樊迟问仁。子曰:“爱人。”问知。子曰:“知人。”樊迟未达。子曰:“举直错诸枉,能使枉者直。”樊迟退,见子夏。曰:“乡也吾见于夫子而问知,子曰‘举直错诸枉,能使枉者直’,何谓也?”子夏曰:“富哉言乎!舜有天下,选于众,举皋陶,不仁者远矣。汤有天下,选于众,举伊尹,不仁者远矣。”

【注释】

①知:同“智”。②乡:同“向”,过去。③远:动词,远离,远去。

【品读】

樊迟是孔门弟子中比较爱发问的人,遇有疑问,就请教孔子。樊迟向孔子请教什么是“仁”。孔子说:“爱人。”樊迟又向孔子请教什么是“智”,孔子说:“了解人。

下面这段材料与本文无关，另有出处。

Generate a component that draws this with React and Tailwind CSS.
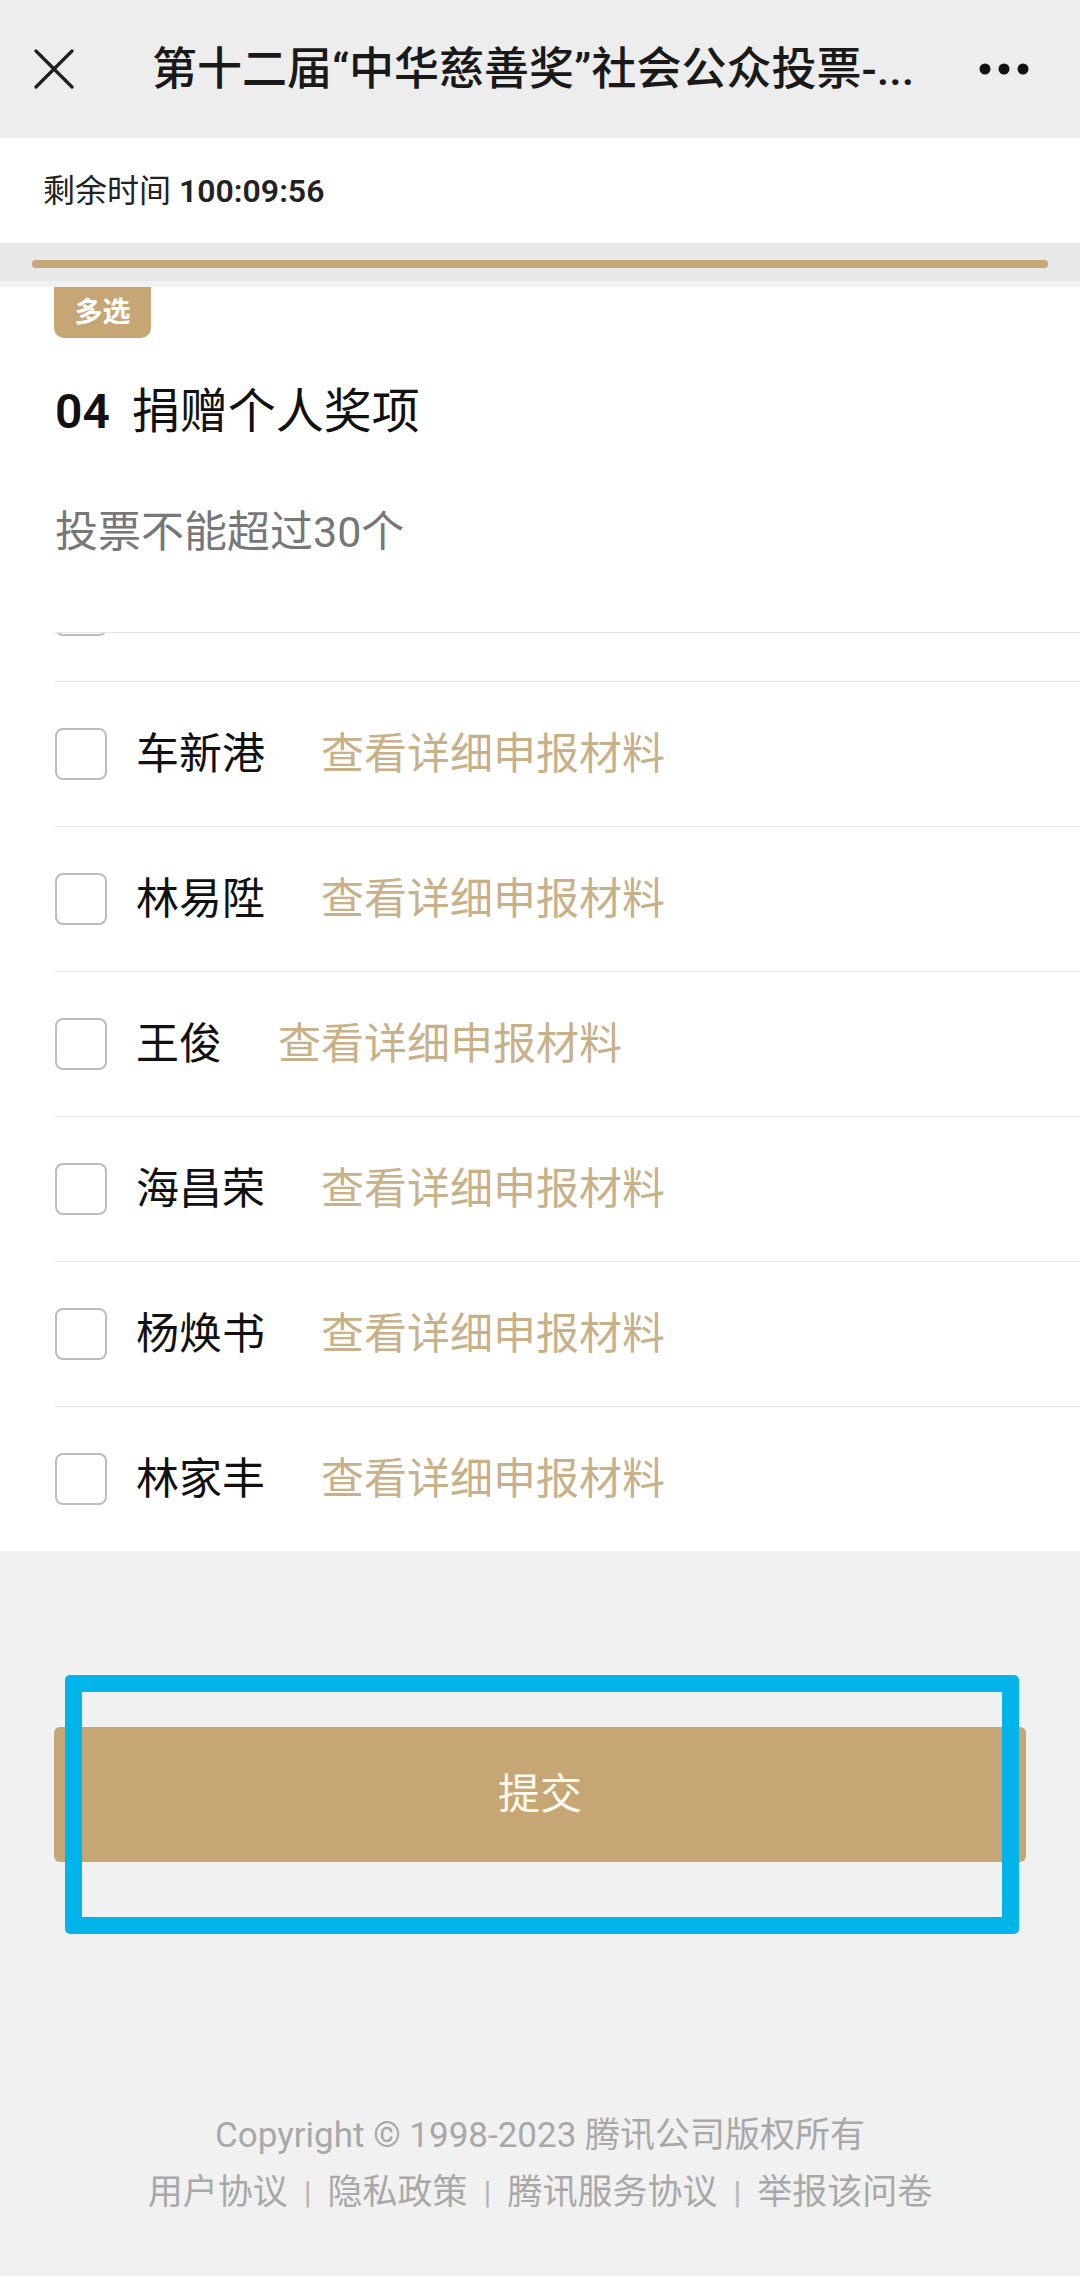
import { useState } from "react";

const candidates = [
  { id: 1, name: "车新港" },
  { id: 2, name: "林易陞" },
  { id: 3, name: "王俊" },
  { id: 4, name: "海昌荣" },
  { id: 5, name: "杨焕书" },
  { id: 6, name: "林家丰" },
];

const footerLinks = ["用户协议", "隐私政策", "腾讯服务协议", "举报该问卷"];

function CloseIcon() {
  return (
    <svg width="40" height="40" viewBox="0 0 40 40" className="text-[#1f1f1f]">
      <path d="M2 2 L38 38 M38 2 L2 38" stroke="currentColor" strokeWidth="3.2" strokeLinecap="round" />
    </svg>
  );
}

function MoreIcon() {
  return (
    <svg width="52" height="14" viewBox="0 0 52 14" className="text-[#111]">
      <circle cx="7" cy="7" r="5.5" fill="currentColor" />
      <circle cx="26" cy="7" r="5.5" fill="currentColor" />
      <circle cx="45" cy="7" r="5.5" fill="currentColor" />
    </svg>
  );
}

function Checkbox({ checked, onClick }) {
  return (
    <button
      type="button"
      onClick={onClick}
      className={`w-[52px] h-[52px] shrink-0 rounded-[8px] border-2 ${
        checked ? "border-[#c6a675] bg-[#c6a675]" : "border-[#bdbdbd] bg-white"
      }`}
    />
  );
}

export default function App() {
  const [selected, setSelected] = useState([]);

  const toggle = (id) => {
    setSelected((prev) =>
      prev.includes(id) ? prev.filter((x) => x !== id) : [...prev, id],
    );
  };

  return (
    <div className="min-h-[2276px] w-[1080px] bg-[#f1f1f1] font-[Roboto,'Noto_Sans_CJK_SC',sans-serif]">
      {/* top bar */}
      <div className="h-[138px] bg-[#ededed] flex items-center">
        <div className="ml-[34px] w-[40px] h-[40px] flex items-center justify-center">
          <CloseIcon />
        </div>
        <h1 className="ml-[78px] whitespace-nowrap text-[45px] font-medium text-[#191919] leading-none">
          第十二届“中华慈善奖”社会公众投票-...
        </h1>
        <div className="ml-auto mr-[50px]">
          <MoreIcon />
        </div>
      </div>

      {/* countdown */}
      <div className="h-[105px] bg-white flex items-center pl-[43px] text-[32px] text-[#222]">
        剩余时间 <span className="ml-[8px] font-semibold">100:09:56</span>
      </div>

      {/* progress */}
      <div className="h-[38px] bg-[#e8e8e8] pt-[17px] px-[32px]">
        <div className="h-[8px] rounded-full bg-[#c6a675]" />
      </div>

      {/* question */}
      <div className="bg-white">
        <div className="ml-[54px] mt-[6px] w-[97px] h-[51px] rounded-b-[10px] bg-[#c6a675] flex items-center justify-center text-[28px] font-bold text-white">
          多选
        </div>
        <div className="ml-[55px] mt-[42px] h-[64px] flex items-center text-[48px] text-[#111]">
          <span className="font-semibold">04</span>
          <span className="ml-[22px]">捐赠个人奖项</span>
        </div>
        <div className="ml-[55px] mt-[58px] h-[60px] flex items-center text-[43px] text-[#777]">
          投票不能超过30个
        </div>

        <div className="ml-[55px] mt-[70px]">
          <div className="h-[49px] border-t border-[#e6e6e6] overflow-hidden">
            <div className="-mt-[49px] w-[52px] h-[52px] rounded-[8px] border-2 border-[#bdbdbd]" />
          </div>
          {candidates.map((c) => (
            <div
              key={c.id}
              className="h-[145px] border-t border-[#e6e6e6] flex items-center"
            >
              <Checkbox
                checked={selected.includes(c.id)}
                onClick={() => toggle(c.id)}
              />
              <span className="ml-[29px] text-[43px] text-[#111]">{c.name}</span>
              <a className="ml-[56px] text-[43px] text-[#c8b089]">
                查看详细申报材料
              </a>
            </div>
          ))}
        </div>
      </div>

      {/* submit */}
      <div className="relative pt-[176px] px-[54px]">
        <button className="w-full h-[135px] rounded-[6px] bg-[#c6a675] text-[42px] text-[#fff8ec]">
          提交
        </button>
        <div className="absolute left-[65px] top-[124px] w-[954px] h-[259px] border-[17px] border-[#02b4e9] rounded-[5px]" />
      </div>

      {/* footer */}
      <div className="mt-[245px] text-center text-[35px] text-[#a8a8a8]">
        <p className="h-[57px] leading-[57px]">Copyright © 1998-2023 腾讯公司版权所有</p>
        <div className="h-[57px] leading-[57px] flex justify-center items-center">
          {footerLinks.map((l, i) => (
            <span key={l} className="flex items-center">
              {i > 0 && <span className="mx-[16px] text-[32px] text-[#b5b5b5]">|</span>}
              {l}
            </span>
          ))}
        </div>
      </div>
    </div>
  );
}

”樊迟还是不明白。孔子说:“选拔正直的贤才,置于邪曲的小人之上,这样就能使邪曲的人改邪归正。”樊迟退出之后,见到子夏说:“刚才我见到老师,问他什么是智,他说‘选拔正直的贤才,置于邪曲的小人之上,这样就能使邪曲的人改邪归正’,这是什么意思?”子夏说:“这话多么深刻呀!舜有天下,在众人中挑选人才,贤人皋陶被举用,不仁之人就少了。汤有了天下,在众人中选拔人才,伊尹被举用,不仁之人也就很少了。”选拔仁贤之人,人皆受教化而为仁,不见有不仁者,这才是“举直错诸枉,能使枉者直”的缘由。

【扩展阅读】

导言:有仁之品德,且有知人之明,知人善任,才能有大的成就。

仁知兼备

仁知,人材之美者也。所谓仁者,爱人也;所谓知者,知人也。爱人则无虐刑矣,知人则无乱政矣。……智伯有五过人之材,而不免于身死人手者,不爱人也。齐王建有三过人之巧,而身虏于秦者,不知贤也。故仁莫大于爱人,知莫大于知人。二者不立,虽察慧捷巧,劬禄疾力,不免于乱也。(选自《淮南鸿烈集解》卷二十《泰族训》)

【原文】

子贡问友。子曰:“忠告而善道之,不可则止,毋自辱焉。”

【注释】

①道:同“导”,引导。

【品读】

子贡向孔子请教怎样对待朋友。孔子说:“忠诚地劝告他,恰当地引导他,如果对方不听从就罢了,不要自取其辱。”这与“事君数,斯辱矣,朋友数,斯疏矣”是同样的道理。“信”,乃维系朋友之间双方关系的纽带。如果朋友犯了错误,一定要坦诚地指出并予以劝导,这是朋友之间最基本的道义。如果对方拒不接受劝告,也不必强迫,不然反而会导致不愉快。

【原文】

曾子曰:“君子以文会友,以友辅仁。”

【品读】

曾子说:“君子以文章学问来结交朋友,依靠朋友帮助自己培养仁德。”讲学以会友,在不断地交流中,每个人的学问越来越明朗,道德品质不断提升。“独学而无友,则孤陋而寡闻。”(《礼记·学记》)朋友之间的交往是一个相互促进的过程,所谓“贤师良友在其侧,《诗》《书》《礼》《乐》陈于前,弃而为不善者,鲜矣”(《说苑·说丛》)。而且,孔子主张成人之美。“子曰:君子成人之美,不成人之恶。小人反是。”——君子成全别人的好事,而不助长别人的恶行。小人却与此相反。这与“己欲立而立人,己欲达而达人”“己所不欲,勿施于人”的精神一脉相承,其内质都是“仁”。